Equality checking deeply nested objects is painful. Fortunately Immutable.js makes this task easy with its .is() and .isSubset() methods. Let's see how we can take two different Immutable Maps() and check for equality.
Equality checking deeply nested objects is painful. Fortunately, immutable.js makes this task easy with its is and is subset methods. Let's see how we can take two different immutable maps and check for their equality. Create a constant of map 1 and make it an immutable map with a few keys.
The first key will be A and give it a value of one. The second key will be B with a value of one. The third key will be an immutable list of length one. That will be the key of C. Now, we want to make another one of these exactly the same.
In reality, these two objects are identical but they're stored separately in memory, but they are actually the same. Let's see if they're different. Let's expect map 1 to not equal map 2. Sure enough, we've a passing test. It does not equal map 2. That's good.
What we're concerned about here is actually seeing equality. Let's see if we can make them somehow equal. Immutable comes with a method called is. It's just on the immutable namespace. What you do is you pass in the first immutable and the second immutable and then it will check every key in value inside of those to see if they're equal.
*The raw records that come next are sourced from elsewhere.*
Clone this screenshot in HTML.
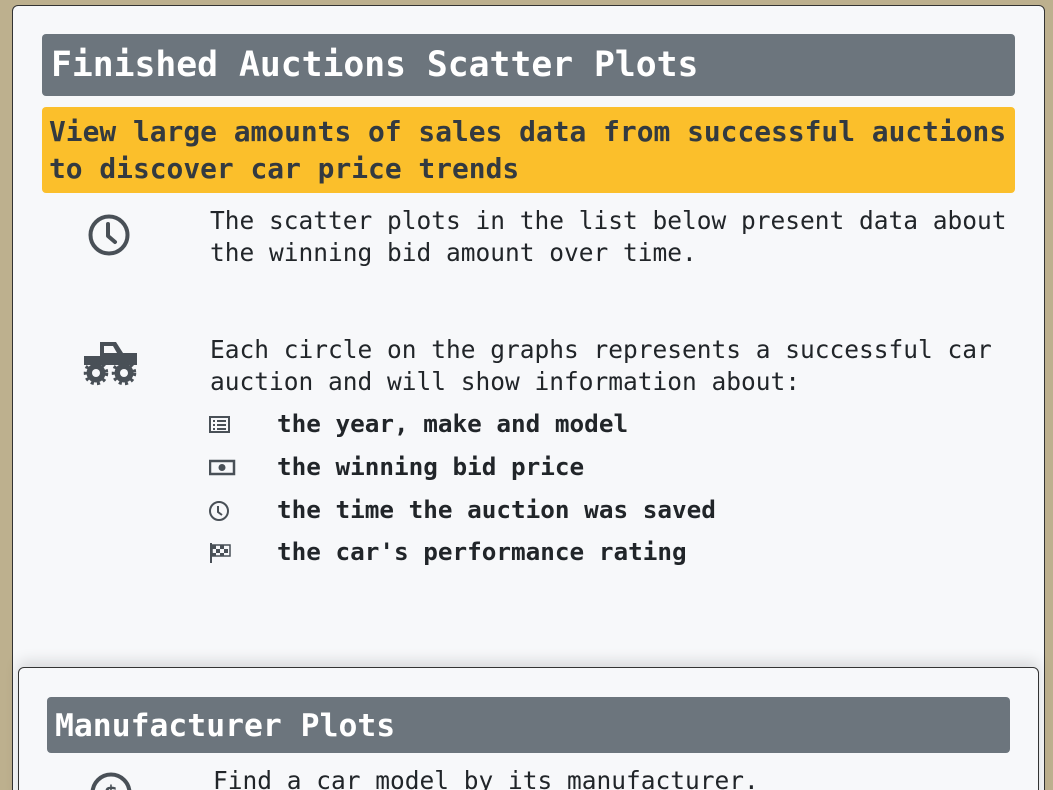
<!DOCTYPE html>
<html><head><style>
html,body{margin:0;padding:0;width:1053px;height:790px;overflow:hidden;background:#bdb08e;font-family:"DejaVu Sans Mono","Liberation Mono",monospace;position:relative;}
.card{position:absolute;left:12px;top:5px;width:1031px;height:800px;background:#f7f8fa;border:1px solid #333;border-radius:6px;}
.card2{position:absolute;left:18px;top:667px;width:1019px;height:140px;background:#f7f8fa;border:1px solid #333;border-radius:6px;box-shadow:0 -6px 14px rgba(0,0,0,.12);}
.t{position:absolute;white-space:pre;}
.h{background:#6c757d;color:#fff;font-weight:bold;border-radius:4px;}
.y{background:#fbbf2b;color:#333a40;font-weight:bold;border-radius:4px;}
.b{color:#212529;font-size:24.5px;line-height:32px;}
.li{color:#212529;font-size:24.3px;font-weight:bold;}
svg{position:absolute;}
</style></head><body>
<div class="card"></div>
<div class="t h" style="left:42px;top:34px;width:973px;height:62px;font-size:34.7px;line-height:62px;padding-left:9px;box-sizing:border-box;">Finished Auctions Scatter Plots</div>
<div class="t y" style="left:42px;top:107px;width:973px;height:86px;font-size:27.9px;line-height:37px;padding:6px 0 0 7px;box-sizing:border-box;">View large amounts of sales data from successful auctions
to discover car price trends</div>
<svg style="left:87px;top:213px" width="44" height="44" viewBox="0 0 44 44"><circle cx="22" cy="22" r="18.5" fill="none" stroke="#495057" stroke-width="4"/><path d="M21 11v12l7 6" fill="none" stroke="#495057" stroke-width="4" stroke-linecap="round" stroke-linejoin="round"/></svg>
<div class="t b" style="left:210px;top:205px;">The scatter plots in the list below present data about
the winning bid amount over time.</div>
<svg style="left:82px;top:340px" width="58" height="46" viewBox="0 0 58 46">
<path d="M2 16h16V2h16l7 11h14v12H2z" fill="#495057"/>
<path d="M22 6h9l4 7h-13z" fill="#f7f8fa"/>
<g fill="#495057">
<circle cx="14" cy="33" r="9.5"/><circle cx="42" cy="33" r="9.5"/>
<g stroke="#495057" stroke-width="3.5" stroke-dasharray="3 3.2"><circle cx="14" cy="33" r="10.5" fill="none"/><circle cx="42" cy="33" r="10.5" fill="none"/></g>
</g>
<circle cx="14" cy="33" r="4" fill="#f7f8fa"/><circle cx="42" cy="33" r="4" fill="#f7f8fa"/></svg>
<div class="t b" style="left:210px;top:334px;">Each circle on the graphs represents a successful car
auction and will show information about:</div>
<svg style="left:209px;top:415px" width="22" height="20" viewBox="0 0 22 20"><rect x="1" y="2" width="19" height="15" fill="none" stroke="#495057" stroke-width="2"/><path d="M4 6h2M4 10h2M4 14h2M8 6h9M8 10h9M8 14h9" stroke="#495057" stroke-width="2"/></svg>
<div class="t li" style="left:277px;top:409px;">the year, make and model</div>
<svg style="left:209px;top:459px" width="28" height="18" viewBox="0 0 28 18"><rect x="1" y="2" width="24" height="13" fill="none" stroke="#495057" stroke-width="2.5"/><circle cx="13" cy="8.5" r="3.5" fill="#495057"/></svg>
<div class="t li" style="left:277px;top:452px;">the winning bid price</div>
<svg style="left:208px;top:500px" width="24" height="24" viewBox="0 0 24 24"><circle cx="11" cy="11" r="9" fill="none" stroke="#495057" stroke-width="2"/><path d="M10 6v6l4 3" fill="none" stroke="#495057" stroke-width="2"/></svg>
<div class="t li" style="left:277px;top:495px;">the time the auction was saved</div>
<svg style="left:209px;top:542px" width="24" height="22" viewBox="0 0 24 22"><path d="M2 1v20" stroke="#495057" stroke-width="2"/><rect x="3" y="3" width="18" height="11" fill="none" stroke="#495057" stroke-width="1.5"/><path d="M3 3h4v4h-4zM11 3h4v4h-4zM7 7h4v4h-4zM15 7h4v4h-4zM3 11h4v3h-4zM11 11h4v3h-4z" fill="#495057"/></svg>
<div class="t li" style="left:277px;top:537px;">the car's performance rating</div>
<div class="card2"></div>
<div class="t h" style="left:47px;top:697px;width:963px;height:56px;font-size:31.4px;line-height:58px;padding-left:8px;box-sizing:border-box;">Manufacturer Plots</div>
<svg style="left:89px;top:771px" width="44" height="44" viewBox="0 0 44 44"><circle cx="22" cy="22" r="18.5" fill="none" stroke="#495057" stroke-width="4"/><text x="22" y="29" font-size="20" font-weight="bold" text-anchor="middle" fill="#495057" font-family="DejaVu Sans">$</text></svg>
<div class="t b" style="left:213px;top:765px;">Find a car model by its manufacturer.</div>
</body></html>
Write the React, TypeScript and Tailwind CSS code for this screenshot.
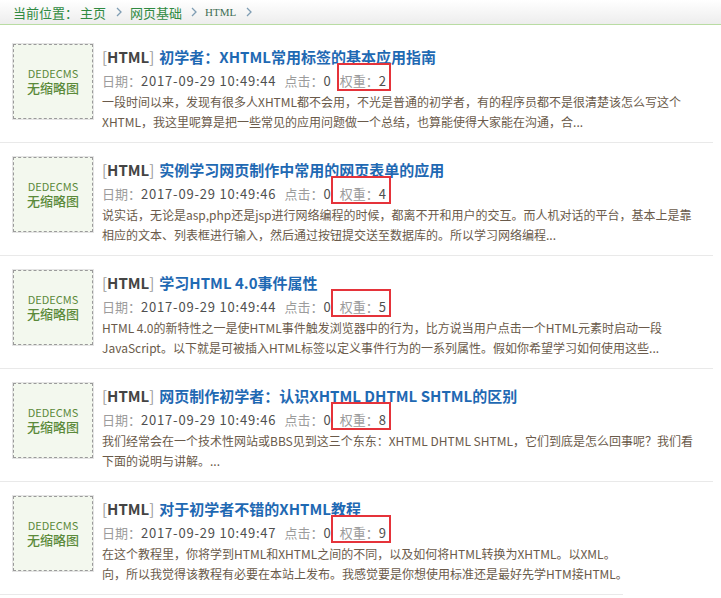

This should be true. Sure enough, the tests pass. That's how you find if two immutable objects of the same type are the same. What if we have two immutable objects that they're almost the same? Maybe one contains most of the keys in another one but they don't have the same properties. They may not be considered equal according to some standards.
There's also a way to check for subsets. We'll go and make one of those now. We're going to copy these constants up here and we'll edit these. We're going to remove this third key. We've got two different maps with different keys. Map 1 could be considered equal to map 2 if you didn't consider the key that they don't share. Let's see how we can use subset to find that equality.
We'll expect map 1 to be a subset, so we use the is subset method and see if this is true. Sure enough, the test passed. Map 1 is a subset of map 2. The reverse should not be true. We should see if map 2 is a subset of map 1. It makes the test fail. We're going to set that to false. That's how it works.
These keys are shared, are inside of this map here which in a sense says, "All I want to know is do you have the same properties as me. If so, good to go." That's how is subset works. There's also a method called is superset. Let's put the same thing but in reverse.
Let's copy this. We'll do the same thing. Instead of using is subset, we'll say is superset. Now, that isn't going to be correct because map 1 does not contain all of the keys of map 2. Since there are more properties than map 2, map 1 could never be a superset of map 2.
Let's see if that's false because it is. Let's see if map 2 is a superset of map 1 since it has more properties. We'll see if the keys that it does share match. We'll say true. Sure enough, we have equality.